А это сильное разочарование – видеть, что так преследуют этих людей те, которые ничто перед ними, и, может быть, несколько подобных вещей, как решение Национального Собрания о Луи Блане и Коссидьере, заставят меня оставить мое убеждение, что не те теперь времена, как в 1793 году, когда казнили все всех, и что настали времена новые и лучшие, где уважают убеждения в противнике, где не думают, что законопреступно всё высказать, всякое сильное убеждение, всякую новую (то-есть новую только для господ, которые не хотят видеть ее во всей истории) мысль. «На эшафот! На эшафот! туда его, – он говорит, что он сын божий! по закону нашему должен есть умрети!» Да, великую истину говорят Ледрю Роллен и Луи Блан – не уничтожения собственности и семейства хотят социалисты, а того, чтобы эти блага, теперь привилегия нескольких, расширились на всех! О, боже, дан победу истине! Да победит она!»
Хотя душа и мысль Чернышевского жили уже далеко за пределами университетских стен, он все же должен был каждодневно посещать лекции, записывать их, подавать профессорам свои работы, ждать их оценки, вникать во все интересы своего курса, вплоть до мелочей.
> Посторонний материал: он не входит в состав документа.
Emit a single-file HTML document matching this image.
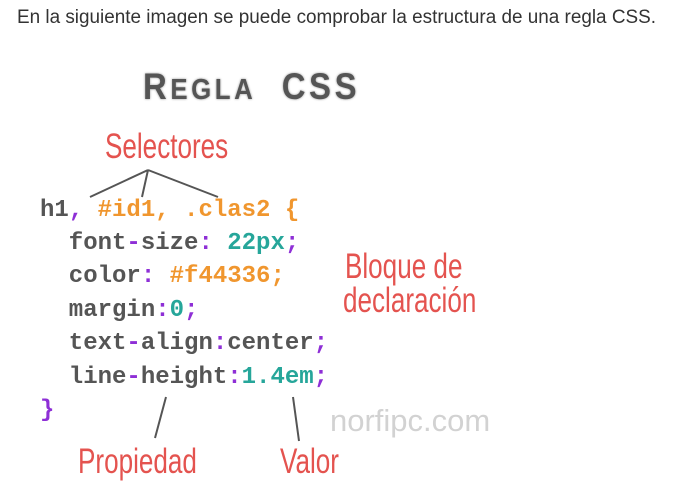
<!DOCTYPE html><html><head><style>
body{margin:0;width:676px;height:492px;background:#fff;position:relative;overflow:hidden}
.t{position:absolute;left:17px;top:7px;font:19px "Liberation Sans",sans-serif;color:#333;transform:scaleX(.995);transform-origin:left top;white-space:nowrap}
.c{position:absolute;font:bold 24px "Liberation Mono",monospace;color:#555;white-space:pre;line-height:1}
.o{color:#f0962e}.p{color:#8e2fd6}.g{color:#26a69a}
.r{position:absolute;font:35px "Liberation Sans",sans-serif;color:#e4534f;transform:scaleX(.745);transform-origin:left top;white-space:nowrap;line-height:1}
.h{position:absolute;left:143px;top:66px;font:bold 37px "Liberation Sans",sans-serif;color:#555;letter-spacing:4px;text-shadow:0 0 3px #bbb,0 0 2px #bbb;transform:scaleX(.89);transform-origin:left top;white-space:nowrap}
.w{position:absolute;left:330px;top:403px;font:31px "Liberation Sans",sans-serif;color:#d2d2d2}
</style></head><body>
<div class="t">En la siguiente imagen se puede comprobar la estructura de una regla CSS.</div>
<div class="h">R<span style="font-size:29px">EGLA</span>&nbsp; CSS</div>
<div class="r" style="left:105px;top:129px">Selectores</div>
<svg style="position:absolute;left:0;top:0" width="676" height="492" stroke="#555" stroke-width="2" fill="none">
<path d="M148 170L90 197M148 170L142 197M148 170L218 197M166 397L155 438M293 397L299 441"/></svg>
<div class="c" style="left:40px;top:199px">h1<span class="p">,</span> <span class="o">#id1, .clas2 {</span></div>
<div class="c" style="left:40px;top:232px">  font<span class="p">-</span>size<span class="p">:</span> <span class="g">22px</span><span class="p">;</span></div>
<div class="c" style="left:40px;top:265px">  color<span class="p">:</span> <span class="o">#f44336;</span></div>
<div class="c" style="left:40px;top:299px">  margin<span class="p">:</span><span class="g">0</span><span class="p">;</span></div>
<div class="c" style="left:40px;top:332px">  text<span class="p">-</span>align<span class="p">:</span>center<span class="p">;</span></div>
<div class="c" style="left:40px;top:366px">  line<span class="p">-</span>height<span class="p">:</span><span class="g">1.4em</span><span class="p">;</span></div>
<div class="c p" style="left:40px;top:399px">}</div>
<div class="r" style="left:345px;top:249px">Bloque de</div>
<div class="r" style="left:343px;top:283px">declaración</div>
<div class="w">norfipc.com</div>
<div class="r" style="left:78px;top:444px">Propiedad</div>
<div class="r" style="left:280px;top:444px">Valor</div>
</body></html>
Между тем отношения его с профессорами классических языков – с Фрейтагом и Грефе, особенно с первым, обострились и, вот-вот готовы были обратиться в ссору. Она назревала постепенно и Чернышевский еще недели за две да возобновления занятий принял решение или вовсе уклоняться от посещения лекций Фрейтага и Грефе, или заниматься на них своими делами: писать, например, дневник или письма домой и, по возможности, не принимать никакого участия в собеседованиях, – словом, вроде как бы отсутствовать.